» **Source excerpt**:
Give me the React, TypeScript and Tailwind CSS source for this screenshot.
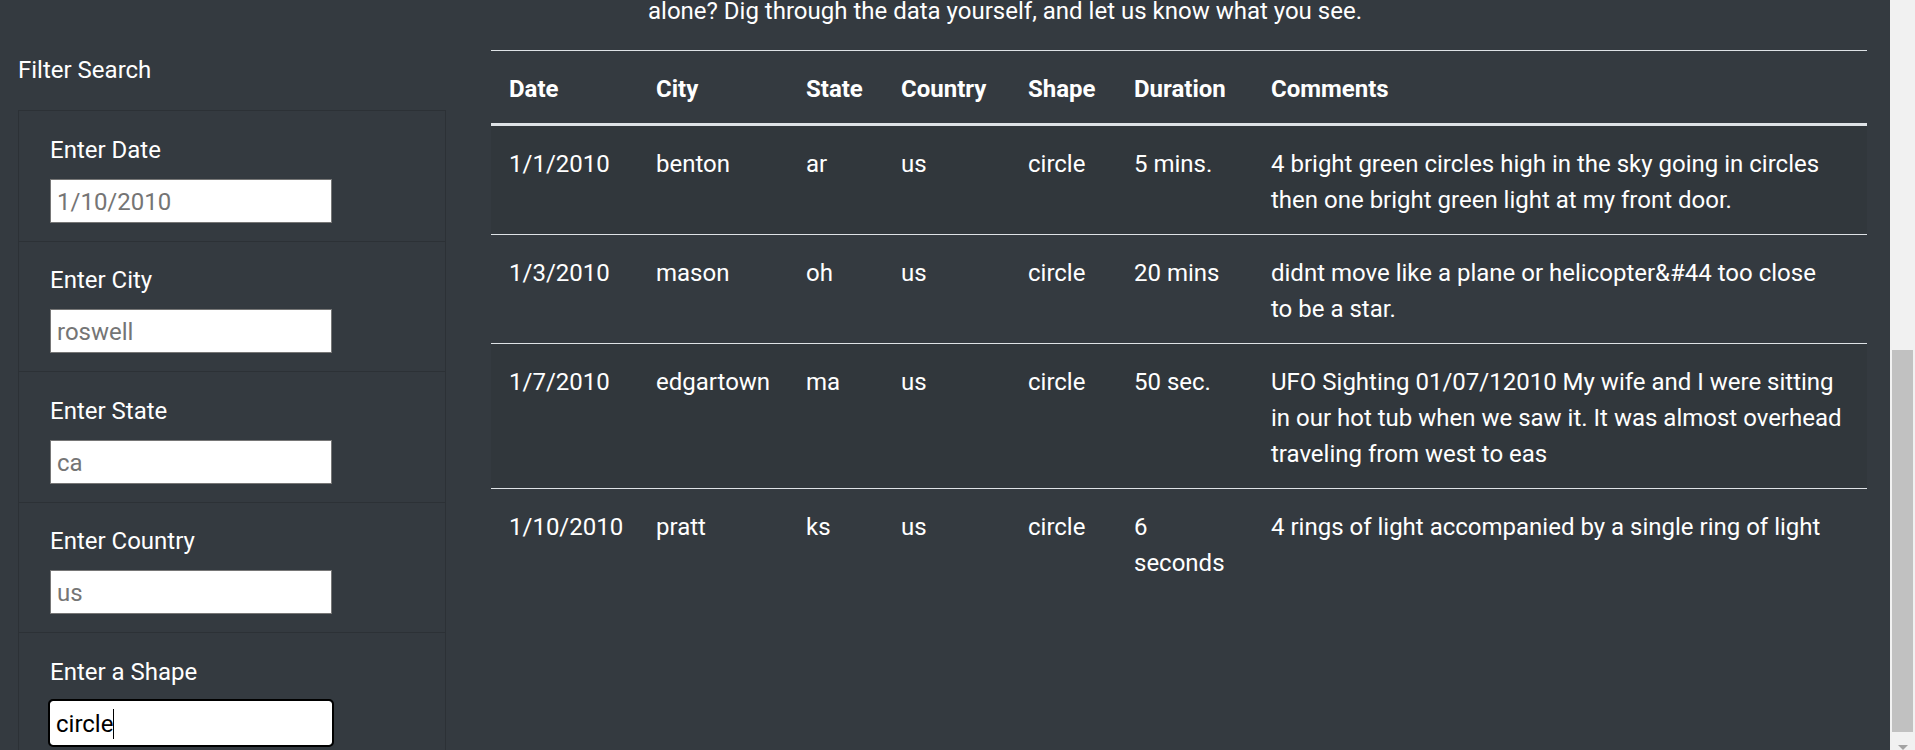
import React from 'react';

interface Sighting {
    date: string;
    city: string;
    state: string;
    country: string;
    shape: string;
    duration: string;
    comments: string;
}

const sightings: Sighting[] = [
    { date: '1/1/2010', city: 'benton', state: 'ar', country: 'us', shape: 'circle', duration: '5 mins.', comments: '4 bright green circles high in the sky going in circles then one bright green light at my front door.' },
    { date: '1/3/2010', city: 'mason', state: 'oh', country: 'us', shape: 'circle', duration: '20 mins', comments: 'didnt move like a plane or helicopter&#44 too close to be a star.' },
    { date: '1/7/2010', city: 'edgartown', state: 'ma', country: 'us', shape: 'circle', duration: '50 sec.', comments: 'UFO Sighting 01/07/12010 My wife and I were sitting in our hot tub when we saw it. It was almost overhead traveling from west to eas' },
    { date: '1/10/2010', city: 'pratt', state: 'ks', country: 'us', shape: 'circle', duration: '6 seconds', comments: '4 rings of light accompanied by a single ring of light' },
];

const filters = [
    { label: 'Enter Date', placeholder: '1/10/2010' },
    { label: 'Enter City', placeholder: 'roswell' },
    { label: 'Enter State', placeholder: 'ca' },
    { label: 'Enter Country', placeholder: 'us' },
];

const headers = ['Date', 'City', 'State', 'Country', 'Shape', 'Duration', 'Comments'];

export default function App() {
    return (
        <div className="flex h-[750px] w-full overflow-hidden bg-[#343a40] text-white text-[24px] leading-[36px] font-['Roboto','Liberation_Sans',sans-serif]">
            <div className="flex-1 min-w-0">
                {/* tail of the intro paragraph, page is scrolled */}
                <p className="-mt-[7px] pl-[648px]">alone? Dig through the data yourself, and let us know what you see.</p>

                <div className="mt-[21px] flex">
                    {/* Filters */}
                    <aside className="w-[491px] shrink-0 pl-[18px]">
                        <h5 className="pt-[2px] mb-[22px]">Filter Search</h5>
                        <ul className="w-[428px] border border-[#2c3136] divide-y divide-[#2c3136]">
                            {filters.map((f) => (
                                <li key={f.label} className="px-[31px] pt-[20.5px] pb-[18px]">
                                    <label className="block mb-[11px]">{f.label}</label>
                                    <input
                                        type="text"
                                        placeholder={f.placeholder}
                                        className="block h-[44px] w-[282px] bg-white border border-[#767676] px-[6px] pt-[2px] text-black placeholder:text-[#757575] outline-none"
                                    />
                                </li>
                            ))}
                            <li className="px-[31px] pt-[20.5px] pb-[18px]">
                                <label className="block mb-[11px]">Enter a Shape</label>
                                <div className="flex h-[44px] w-[282px] items-center rounded-[3px] border border-white bg-white px-[5px] pt-[2px] text-black outline-2 outline-black">
                                    <span>circle</span>
                                    <span className="h-[30px] w-px bg-black" />
                                </div>
                            </li>
                        </ul>
                    </aside>

                    {/* Results table */}
                    <div className="w-[1376px] shrink-0">
                        <table className="w-full table-fixed border-collapse text-left">
                            <colgroup>
                                <col className="w-[147px]" />
                                <col className="w-[150px]" />
                                <col className="w-[95px]" />
                                <col className="w-[127px]" />
                                <col className="w-[106px]" />
                                <col className="w-[137px]" />
                                <col />
                            </colgroup>
                            <thead>
                                <tr>
                                    {headers.map((h) => (
                                        <th key={h} className="border-t border-b-[3px] border-[#dee2e6] px-[18px] pt-[20px] pb-[16px] font-bold align-bottom">{h}</th>
                                    ))}
                                </tr>
                            </thead>
                            <tbody>
                                {sightings.map((s, i) => (
                                    <tr key={s.date} className={i % 2 === 0 ? 'bg-black/5' : ''}>
                                        <td className="border-t border-[#dee2e6] px-[18px] pt-[20px] pb-[16px] align-top whitespace-nowrap">{s.date}</td>
                                        <td className="border-t border-[#dee2e6] px-[18px] pt-[20px] pb-[16px] align-top whitespace-nowrap">{s.city}</td>
                                        <td className="border-t border-[#dee2e6] px-[18px] pt-[20px] pb-[16px] align-top">{s.state}</td>
                                        <td className="border-t border-[#dee2e6] px-[18px] pt-[20px] pb-[16px] align-top">{s.country}</td>
                                        <td className="border-t border-[#dee2e6] px-[18px] pt-[20px] pb-[16px] align-top">{s.shape}</td>
                                        <td className="border-t border-[#dee2e6] px-[18px] pt-[20px] pb-[16px] align-top">{s.duration}</td>
                                        <td className="border-t border-[#dee2e6] pl-[18px] pr-[24.6px] pt-[20px] pb-[16px] align-top">{s.comments}</td>
                                    </tr>
                                ))}
                            </tbody>
                        </table>
                    </div>
                </div>
            </div>

            {/* browser scrollbar */}
            <div className="flex w-[25px] shrink-0 flex-col items-center bg-[#f1f1f1]">
                <div className="mt-[350px] h-[384px] w-[21px] bg-[#c1c1c1]" />
                <div className="mt-[13px] h-0 w-0 border-x-[5px] border-t-[5px] border-x-transparent border-t-[#a3a3a3]" />
            </div>
        </div>
    );
}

» **Exercise details**: Return each line exactly as written. Any picture gets left out.

» **Exercise output**:
Give me the React, TypeScript and Tailwind CSS source for this screenshot.
import React from 'react';

interface Sighting {
    date: string;
    city: string;
    state: string;
    country: string;
    shape: string;
    duration: string;
    comments: string;
}

const sightings: Sighting[] = [
    { date: '1/1/2010', city: 'benton', state: 'ar', country: 'us', shape: 'circle', duration: '5 mins.', comments: '4 bright green circles high in the sky going in circles then one bright green light at my front door.' },
    { date: '1/3/2010', city: 'mason', state: 'oh', country: 'us', shape: 'circle', duration: '20 mins', comments: 'didnt move like a plane or helicopter&#44 too close to be a star.' },
    { date: '1/7/2010', city: 'edgartown', state: 'ma', country: 'us', shape: 'circle', duration: '50 sec.', comments: 'UFO Sighting 01/07/12010 My wife and I were sitting in our hot tub when we saw it. It was almost overhead traveling from west to eas' },
    { date: '1/10/2010', city: 'pratt', state: 'ks', country: 'us', shape: 'circle', duration: '6 seconds', comments: '4 rings of light accompanied by a single ring of light' },
];

const filters = [
    { label: 'Enter Date', placeholder: '1/10/2010' },
    { label: 'Enter City', placeholder: 'roswell' },
    { label: 'Enter State', placeholder: 'ca' },
    { label: 'Enter Country', placeholder: 'us' },
];

const headers = ['Date', 'City', 'State', 'Country', 'Shape', 'Duration', 'Comments'];

export default function App() {
    return (
        <div className="flex h-[750px] w-full overflow-hidden bg-[#343a40] text-white text-[24px] leading-[36px] font-['Roboto','Liberation_Sans',sans-serif]">
            <div className="flex-1 min-w-0">
                {/* tail of the intro paragraph, page is scrolled */}
                <p className="-mt-[7px] pl-[648px]">alone? Dig through the data yourself, and let us know what you see.</p>

                <div className="mt-[21px] flex">
                    {/* Filters */}
                    <aside className="w-[491px] shrink-0 pl-[18px]">
                        <h5 className="pt-[2px] mb-[22px]">Filter Search</h5>
                        <ul className="w-[428px] border border-[#2c3136] divide-y divide-[#2c3136]">
                            {filters.map((f) => (
                                <li key={f.label} className="px-[31px] pt-[20.5px] pb-[18px]">
                                    <label className="block mb-[11px]">{f.label}</label>
                                    <input
                                        type="text"
                                        placeholder={f.placeholder}
                                        className="block h-[44px] w-[282px] bg-white border border-[#767676] px-[6px] pt-[2px] text-black placeholder:text-[#757575] outline-none"
                                    />
                                </li>
                            ))}
                            <li className="px-[31px] pt-[20.5px] pb-[18px]">
                                <label className="block mb-[11px]">Enter a Shape</label>
                                <div className="flex h-[44px] w-[282px] items-center rounded-[3px] border border-white bg-white px-[5px] pt-[2px] text-black outline-2 outline-black">
                                    <span>circle</span>
                                    <span className="h-[30px] w-px bg-black" />
                                </div>
                            </li>
                        </ul>
                    </aside>

                    {/* Results table */}
                    <div className="w-[1376px] shrink-0">
                        <table className="w-full table-fixed border-collapse text-left">
                            <colgroup>
                                <col className="w-[147px]" />
                                <col className="w-[150px]" />
                                <col className="w-[95px]" />
                                <col className="w-[127px]" />
                                <col className="w-[106px]" />
                                <col className="w-[137px]" />
                                <col />
                            </colgroup>
                            <thead>
                                <tr>
                                    {headers.map((h) => (
                                        <th key={h} className="border-t border-b-[3px] border-[#dee2e6] px-[18px] pt-[20px] pb-[16px] font-bold align-bottom">{h}</th>
                                    ))}
                                </tr>
                            </thead>
                            <tbody>
                                {sightings.map((s, i) => (
                                    <tr key={s.date} className={i % 2 === 0 ? 'bg-black/5' : ''}>
                                        <td className="border-t border-[#dee2e6] px-[18px] pt-[20px] pb-[16px] align-top whitespace-nowrap">{s.date}</td>
                                        <td className="border-t border-[#dee2e6] px-[18px] pt-[20px] pb-[16px] align-top whitespace-nowrap">{s.city}</td>
                                        <td className="border-t border-[#dee2e6] px-[18px] pt-[20px] pb-[16px] align-top">{s.state}</td>
                                        <td className="border-t border-[#dee2e6] px-[18px] pt-[20px] pb-[16px] align-top">{s.country}</td>
                                        <td className="border-t border-[#dee2e6] px-[18px] pt-[20px] pb-[16px] align-top">{s.shape}</td>
                                        <td className="border-t border-[#dee2e6] px-[18px] pt-[20px] pb-[16px] align-top">{s.duration}</td>
                                        <td className="border-t border-[#dee2e6] pl-[18px] pr-[24.6px] pt-[20px] pb-[16px] align-top">{s.comments}</td>
                                    </tr>
                                ))}
                            </tbody>
                        </table>
                    </div>
                </div>
            </div>

            {/* browser scrollbar */}
            <div className="flex w-[25px] shrink-0 flex-col items-center bg-[#f1f1f1]">
                <div className="mt-[350px] h-[384px] w-[21px] bg-[#c1c1c1]" />
                <div className="mt-[13px] h-0 w-0 border-x-[5px] border-t-[5px] border-x-transparent border-t-[#a3a3a3]" />
            </div>
        </div>
    );
}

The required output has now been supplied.